↓
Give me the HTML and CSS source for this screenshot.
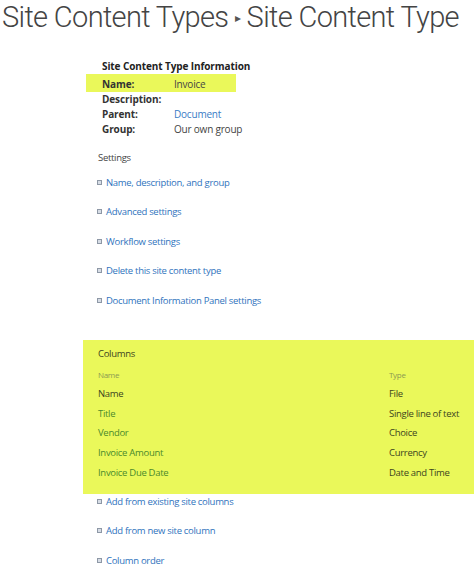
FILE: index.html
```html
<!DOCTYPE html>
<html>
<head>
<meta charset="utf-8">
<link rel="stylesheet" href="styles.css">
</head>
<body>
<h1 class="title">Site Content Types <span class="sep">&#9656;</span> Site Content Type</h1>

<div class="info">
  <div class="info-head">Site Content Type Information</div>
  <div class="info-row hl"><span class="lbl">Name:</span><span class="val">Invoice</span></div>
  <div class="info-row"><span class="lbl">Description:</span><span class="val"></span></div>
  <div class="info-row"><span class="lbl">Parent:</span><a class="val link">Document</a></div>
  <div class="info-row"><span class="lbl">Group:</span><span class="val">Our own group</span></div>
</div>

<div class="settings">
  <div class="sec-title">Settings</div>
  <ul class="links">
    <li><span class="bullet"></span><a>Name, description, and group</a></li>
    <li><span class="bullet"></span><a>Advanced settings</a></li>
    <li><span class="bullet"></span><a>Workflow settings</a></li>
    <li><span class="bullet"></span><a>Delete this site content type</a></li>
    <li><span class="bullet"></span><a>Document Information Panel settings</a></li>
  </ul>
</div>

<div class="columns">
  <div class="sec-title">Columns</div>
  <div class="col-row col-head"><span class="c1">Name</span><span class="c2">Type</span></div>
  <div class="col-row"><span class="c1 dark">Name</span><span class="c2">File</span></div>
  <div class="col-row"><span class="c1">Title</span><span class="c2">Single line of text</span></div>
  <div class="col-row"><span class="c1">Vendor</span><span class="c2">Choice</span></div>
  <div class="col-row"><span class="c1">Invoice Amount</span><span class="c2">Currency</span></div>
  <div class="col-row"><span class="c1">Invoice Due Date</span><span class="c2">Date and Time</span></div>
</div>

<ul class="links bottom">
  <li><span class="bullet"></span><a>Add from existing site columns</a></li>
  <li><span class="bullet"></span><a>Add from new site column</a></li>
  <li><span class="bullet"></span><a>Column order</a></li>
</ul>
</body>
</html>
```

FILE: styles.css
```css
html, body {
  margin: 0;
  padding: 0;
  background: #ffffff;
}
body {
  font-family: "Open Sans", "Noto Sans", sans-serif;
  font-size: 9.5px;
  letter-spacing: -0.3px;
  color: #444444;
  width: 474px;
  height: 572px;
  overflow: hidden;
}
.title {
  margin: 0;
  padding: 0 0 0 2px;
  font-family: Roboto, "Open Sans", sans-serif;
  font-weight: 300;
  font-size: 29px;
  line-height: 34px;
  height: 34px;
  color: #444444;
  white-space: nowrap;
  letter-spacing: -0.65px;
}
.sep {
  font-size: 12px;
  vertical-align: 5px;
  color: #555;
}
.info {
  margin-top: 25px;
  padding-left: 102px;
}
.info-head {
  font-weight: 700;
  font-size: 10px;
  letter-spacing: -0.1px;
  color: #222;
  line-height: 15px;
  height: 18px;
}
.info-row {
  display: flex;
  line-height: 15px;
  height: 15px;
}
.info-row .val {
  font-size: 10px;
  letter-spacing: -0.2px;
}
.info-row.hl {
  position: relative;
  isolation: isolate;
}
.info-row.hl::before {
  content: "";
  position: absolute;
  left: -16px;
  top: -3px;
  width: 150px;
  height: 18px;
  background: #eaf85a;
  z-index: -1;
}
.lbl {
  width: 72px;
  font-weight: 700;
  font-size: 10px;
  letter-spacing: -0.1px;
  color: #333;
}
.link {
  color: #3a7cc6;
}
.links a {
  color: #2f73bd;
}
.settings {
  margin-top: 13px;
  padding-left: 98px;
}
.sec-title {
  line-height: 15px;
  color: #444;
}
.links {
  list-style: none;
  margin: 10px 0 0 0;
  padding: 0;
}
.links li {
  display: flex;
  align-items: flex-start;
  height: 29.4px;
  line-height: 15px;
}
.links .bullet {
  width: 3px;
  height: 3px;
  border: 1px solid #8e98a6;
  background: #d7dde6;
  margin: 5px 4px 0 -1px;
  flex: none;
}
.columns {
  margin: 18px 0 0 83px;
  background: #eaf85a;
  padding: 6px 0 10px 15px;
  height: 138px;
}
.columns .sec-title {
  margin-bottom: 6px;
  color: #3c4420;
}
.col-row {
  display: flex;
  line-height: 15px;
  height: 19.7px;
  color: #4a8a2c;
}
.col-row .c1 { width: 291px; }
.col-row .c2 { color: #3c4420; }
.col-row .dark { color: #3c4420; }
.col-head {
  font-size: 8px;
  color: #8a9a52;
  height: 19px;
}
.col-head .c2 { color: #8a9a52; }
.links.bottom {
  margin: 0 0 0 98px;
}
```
↑
- **TASK GOAL**: Print out the whole of the material word for word, without pictures.

- **REPLY**:
Give me the HTML and CSS source for this screenshot.
FILE: index.html
```html
<!DOCTYPE html>
<html>
<head>
<meta charset="utf-8">
<link rel="stylesheet" href="styles.css">
</head>
<body>
<h1 class="title">Site Content Types <span class="sep">&#9656;</span> Site Content Type</h1>

<div class="info">
  <div class="info-head">Site Content Type Information</div>
  <div class="info-row hl"><span class="lbl">Name:</span><span class="val">Invoice</span></div>
  <div class="info-row"><span class="lbl">Description:</span><span class="val"></span></div>
  <div class="info-row"><span class="lbl">Parent:</span><a class="val link">Document</a></div>
  <div class="info-row"><span class="lbl">Group:</span><span class="val">Our own group</span></div>
</div>

<div class="settings">
  <div class="sec-title">Settings</div>
  <ul class="links">
    <li><span class="bullet"></span><a>Name, description, and group</a></li>
    <li><span class="bullet"></span><a>Advanced settings</a></li>
    <li><span class="bullet"></span><a>Workflow settings</a></li>
    <li><span class="bullet"></span><a>Delete this site content type</a></li>
    <li><span class="bullet"></span><a>Document Information Panel settings</a></li>
  </ul>
</div>

<div class="columns">
  <div class="sec-title">Columns</div>
  <div class="col-row col-head"><span class="c1">Name</span><span class="c2">Type</span></div>
  <div class="col-row"><span class="c1 dark">Name</span><span class="c2">File</span></div>
  <div class="col-row"><span class="c1">Title</span><span class="c2">Single line of text</span></div>
  <div class="col-row"><span class="c1">Vendor</span><span class="c2">Choice</span></div>
  <div class="col-row"><span class="c1">Invoice Amount</span><span class="c2">Currency</span></div>
  <div class="col-row"><span class="c1">Invoice Due Date</span><span class="c2">Date and Time</span></div>
</div>

<ul class="links bottom">
  <li><span class="bullet"></span><a>Add from existing site columns</a></li>
  <li><span class="bullet"></span><a>Add from new site column</a></li>
  <li><span class="bullet"></span><a>Column order</a></li>
</ul>
</body>
</html>
```

FILE: styles.css
```css
html, body {
  margin: 0;
  padding: 0;
  background: #ffffff;
}
body {
  font-family: "Open Sans", "Noto Sans", sans-serif;
  font-size: 9.5px;
  letter-spacing: -0.3px;
  color: #444444;
  width: 474px;
  height: 572px;
  overflow: hidden;
}
.title {
  margin: 0;
  padding: 0 0 0 2px;
  font-family: Roboto, "Open Sans", sans-serif;
  font-weight: 300;
  font-size: 29px;
  line-height: 34px;
  height: 34px;
  color: #444444;
  white-space: nowrap;
  letter-spacing: -0.65px;
}
.sep {
  font-size: 12px;
  vertical-align: 5px;
  color: #555;
}
.info {
  margin-top: 25px;
  padding-left: 102px;
}
.info-head {
  font-weight: 700;
  font-size: 10px;
  letter-spacing: -0.1px;
  color: #222;
  line-height: 15px;
  height: 18px;
}
.info-row {
  display: flex;
  line-height: 15px;
  height: 15px;
}
.info-row .val {
  font-size: 10px;
  letter-spacing: -0.2px;
}
.info-row.hl {
  position: relative;
  isolation: isolate;
}
.info-row.hl::before {
  content: "";
  position: absolute;
  left: -16px;
  top: -3px;
  width: 150px;
  height: 18px;
  background: #eaf85a;
  z-index: -1;
}
.lbl {
  width: 72px;
  font-weight: 700;
  font-size: 10px;
  letter-spacing: -0.1px;
  color: #333;
}
.link {
  color: #3a7cc6;
}
.links a {
  color: #2f73bd;
}
.settings {
  margin-top: 13px;
  padding-left: 98px;
}
.sec-title {
  line-height: 15px;
  color: #444;
}
.links {
  list-style: none;
  margin: 10px 0 0 0;
  padding: 0;
}
.links li {
  display: flex;
  align-items: flex-start;
  height: 29.4px;
  line-height: 15px;
}
.links .bullet {
  width: 3px;
  height: 3px;
  border: 1px solid #8e98a6;
  background: #d7dde6;
  margin: 5px 4px 0 -1px;
  flex: none;
}
.columns {
  margin: 18px 0 0 83px;
  background: #eaf85a;
  padding: 6px 0 10px 15px;
  height: 138px;
}
.columns .sec-title {
  margin-bottom: 6px;
  color: #3c4420;
}
.col-row {
  display: flex;
  line-height: 15px;
  height: 19.7px;
  color: #4a8a2c;
}
.col-row .c1 { width: 291px; }
.col-row .c2 { color: #3c4420; }
.col-row .dark { color: #3c4420; }
.col-head {
  font-size: 8px;
  color: #8a9a52;
  height: 19px;
}
.col-head .c2 { color: #8a9a52; }
.links.bottom {
  margin: 0 0 0 98px;
}
```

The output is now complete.